Goals of the project
The power of robotics lies in creating autonomous robots which exhibit behaviors that respond to an environment. This course project is a study in creating an autonomous behavior. The Acrobot is an underactuated robot that senses its own position and responds by moving its arm back and forth to excite its body dynamics into expressive movements. The Acrobot will perform its behavior autonomously but also responds to the touch of human interaction. It also has human-like behaviors in that it does get “tired” and requires occasional breaks.
As the project evolved, we also developed a companion robot which coordinates with the lead robot via wireless communication. In a choreographed dance, the leader Acrobot guides the follower Acrobot in its movement, creating a mesmerizing visual display. The two machines have similar but not identical structure, so the performance is not perfectly synced and the follower tends to step on the leaders toes. When they do sync up, the results are fascinating to watch.
Nature of the Collaboration
This project was iteratively developed as a series of assignments for the new “Introduction to Physical Computing” IDeATe course in the Fall 2014 semester. The nature of the course is that everybody is tasked to learn new skills outside their expertise, to teach their own knowledge, and to become effective collaborators by learning the language and approach of other areas.

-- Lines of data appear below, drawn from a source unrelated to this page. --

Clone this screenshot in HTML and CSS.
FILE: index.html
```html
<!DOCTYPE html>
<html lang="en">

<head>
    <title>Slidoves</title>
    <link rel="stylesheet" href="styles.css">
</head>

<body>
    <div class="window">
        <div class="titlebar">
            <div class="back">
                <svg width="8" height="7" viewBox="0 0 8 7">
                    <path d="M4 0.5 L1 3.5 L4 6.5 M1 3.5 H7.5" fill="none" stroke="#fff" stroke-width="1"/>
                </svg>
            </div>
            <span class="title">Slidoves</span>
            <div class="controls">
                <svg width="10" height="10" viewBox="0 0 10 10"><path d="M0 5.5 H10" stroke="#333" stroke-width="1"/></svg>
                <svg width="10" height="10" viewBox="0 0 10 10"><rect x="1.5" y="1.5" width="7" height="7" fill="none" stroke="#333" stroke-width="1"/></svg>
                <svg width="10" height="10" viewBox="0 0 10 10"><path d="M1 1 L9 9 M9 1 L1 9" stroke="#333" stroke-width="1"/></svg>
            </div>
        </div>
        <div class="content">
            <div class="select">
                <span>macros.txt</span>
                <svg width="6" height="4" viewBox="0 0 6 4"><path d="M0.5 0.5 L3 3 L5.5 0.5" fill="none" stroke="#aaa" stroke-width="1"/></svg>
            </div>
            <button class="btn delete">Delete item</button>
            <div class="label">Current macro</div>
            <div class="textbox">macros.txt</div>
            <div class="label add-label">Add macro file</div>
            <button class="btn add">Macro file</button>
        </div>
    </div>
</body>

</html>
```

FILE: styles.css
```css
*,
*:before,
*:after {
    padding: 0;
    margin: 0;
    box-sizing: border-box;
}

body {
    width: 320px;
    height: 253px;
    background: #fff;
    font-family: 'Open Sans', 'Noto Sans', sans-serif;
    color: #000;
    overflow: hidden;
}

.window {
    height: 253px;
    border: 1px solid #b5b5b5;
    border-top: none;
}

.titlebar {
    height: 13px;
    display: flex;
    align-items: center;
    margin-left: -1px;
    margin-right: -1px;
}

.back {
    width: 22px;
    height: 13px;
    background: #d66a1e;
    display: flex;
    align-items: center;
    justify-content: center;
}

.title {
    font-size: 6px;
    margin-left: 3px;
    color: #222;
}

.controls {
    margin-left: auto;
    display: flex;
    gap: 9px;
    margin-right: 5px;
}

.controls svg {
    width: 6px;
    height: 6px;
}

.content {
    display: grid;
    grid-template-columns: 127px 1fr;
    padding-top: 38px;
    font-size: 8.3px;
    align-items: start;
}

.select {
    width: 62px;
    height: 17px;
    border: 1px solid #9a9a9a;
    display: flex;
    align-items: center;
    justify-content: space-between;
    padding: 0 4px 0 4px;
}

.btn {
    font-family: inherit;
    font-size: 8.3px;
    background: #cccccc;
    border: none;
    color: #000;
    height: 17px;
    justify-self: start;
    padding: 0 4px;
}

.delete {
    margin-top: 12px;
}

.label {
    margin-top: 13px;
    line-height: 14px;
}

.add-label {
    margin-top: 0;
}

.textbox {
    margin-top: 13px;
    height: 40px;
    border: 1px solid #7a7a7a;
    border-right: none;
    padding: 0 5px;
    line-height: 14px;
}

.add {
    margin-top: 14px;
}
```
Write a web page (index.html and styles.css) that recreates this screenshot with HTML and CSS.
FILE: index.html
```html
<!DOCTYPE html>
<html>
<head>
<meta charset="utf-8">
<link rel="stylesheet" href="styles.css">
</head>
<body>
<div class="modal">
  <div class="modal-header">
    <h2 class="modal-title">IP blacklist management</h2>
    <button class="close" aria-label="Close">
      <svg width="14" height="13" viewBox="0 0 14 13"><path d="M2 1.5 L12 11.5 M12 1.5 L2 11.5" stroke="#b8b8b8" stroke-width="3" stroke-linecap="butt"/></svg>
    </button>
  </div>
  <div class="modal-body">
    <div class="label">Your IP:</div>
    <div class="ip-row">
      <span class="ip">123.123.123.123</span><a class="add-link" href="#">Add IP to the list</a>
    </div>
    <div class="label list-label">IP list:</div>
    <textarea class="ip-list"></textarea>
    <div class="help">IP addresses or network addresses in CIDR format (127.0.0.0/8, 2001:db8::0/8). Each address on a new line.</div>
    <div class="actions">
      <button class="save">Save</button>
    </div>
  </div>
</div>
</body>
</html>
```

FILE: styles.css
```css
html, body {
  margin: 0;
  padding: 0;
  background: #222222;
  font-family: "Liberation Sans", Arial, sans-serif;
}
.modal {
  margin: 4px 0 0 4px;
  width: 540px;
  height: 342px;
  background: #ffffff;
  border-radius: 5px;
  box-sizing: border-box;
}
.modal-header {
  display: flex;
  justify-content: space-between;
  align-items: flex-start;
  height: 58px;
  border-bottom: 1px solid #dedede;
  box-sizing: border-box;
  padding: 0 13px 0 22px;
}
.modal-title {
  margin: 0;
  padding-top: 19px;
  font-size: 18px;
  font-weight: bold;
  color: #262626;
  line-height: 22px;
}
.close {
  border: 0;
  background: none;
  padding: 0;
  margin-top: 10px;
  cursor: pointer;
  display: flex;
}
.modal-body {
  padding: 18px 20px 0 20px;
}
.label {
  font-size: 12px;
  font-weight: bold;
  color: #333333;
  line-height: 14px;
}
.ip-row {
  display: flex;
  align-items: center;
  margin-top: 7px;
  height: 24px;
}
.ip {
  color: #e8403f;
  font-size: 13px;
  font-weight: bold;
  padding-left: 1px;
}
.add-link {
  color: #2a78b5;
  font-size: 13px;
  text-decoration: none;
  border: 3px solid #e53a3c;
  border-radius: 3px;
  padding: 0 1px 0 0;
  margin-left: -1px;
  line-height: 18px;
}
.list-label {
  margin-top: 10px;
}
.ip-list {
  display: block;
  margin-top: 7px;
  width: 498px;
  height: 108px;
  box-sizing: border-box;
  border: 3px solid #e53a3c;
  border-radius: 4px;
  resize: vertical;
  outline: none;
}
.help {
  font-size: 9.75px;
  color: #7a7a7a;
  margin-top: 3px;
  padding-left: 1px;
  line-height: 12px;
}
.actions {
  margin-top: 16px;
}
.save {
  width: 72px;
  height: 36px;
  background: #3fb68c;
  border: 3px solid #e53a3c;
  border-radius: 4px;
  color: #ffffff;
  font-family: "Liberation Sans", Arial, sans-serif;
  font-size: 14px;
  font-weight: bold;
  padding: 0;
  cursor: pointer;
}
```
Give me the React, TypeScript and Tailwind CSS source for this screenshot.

The concept was developed mutually, then each stage of hardware and software development proceeded in tandem. Brian has more fabrication experience, and Luke more software experience, but all problems were solved together. The central problem of formulating the control equations was entirely new to both of us and approached as a collaborative empirical problem.
Skills
Making the robots required a combination of skills in mechanical design, embedded programming, wireless communication, Arduino programming, and Kinect SDK programming. Building the structures required designing low-friction joints, mounting actuators, and fabricating custom laser-cut parts. The software skills for the robots included real-time sensor processing, dynamic control programming, state-machine design, and developing an ad hoc communication protocol. The final iteration also included writing a Windows program to send Kinect data wirelessly to the robots.
Tools
The structures were built from a combination of OpenBeam extrusions and custom laser-cut parts made using the course facilities. The primary controller was an Arduino, with wireless communication implemented using Wixel modules. The motion sensing used an accelerometer for inertial sensing and a Hall effect sensor for rotation counting. The final version also used a Kinect to sense a human interacting via body gesture.
Process
The initial prompt was to design a mechanism with a single controlled axis, and we used Mark Spong's Acrobot research as an inspirational starting point for our first prototype. Our approach was to build prototypes rapidly using aluminum extrusion and standard components in order to focus on co-developing the control software with the hardware. We discovered the potential for inertial sensor feedback to produce unstable control with expressive oscillations, and used that as the basis for the behavior architecture. All in all, we developed the idea through four main iterations, culminating in a human-scale device controlled via body gestures sensed using a Kinect 3D camera.
Milestones
The first iteration included large passive wheels below a body with the dynamic arm. However, once the interesting unstable behaviors were discovered, the second iteration replaced the wheels with a pivot on a stable structure to focus attention on the dynamics of the arm and body. The success of this version prompted construction of a companion robot in the third iteration to explore the effects of mapping the dynamics of one body onto a similar but non-identical robot. The four version involved constructing an entirely new floor-standing machine to explore the differences in the motion in the change from tabletop scale to human scale.
Challenges encountered
There were many mechanical design challenges even within building a simple machine. There was also a taste of the complexity of designing control strategies for dynamic machines. We lacked the formal mathematical theory for developing a controller so we relied instead on intuition and observation. A more theoretically grounded control strategy could have allowed us to produce specific commanded movements, but the key lesson is that by taking advantage of the observed dynamics we were able to pivot the project direction to structure interesting behaviors around an empirical solution.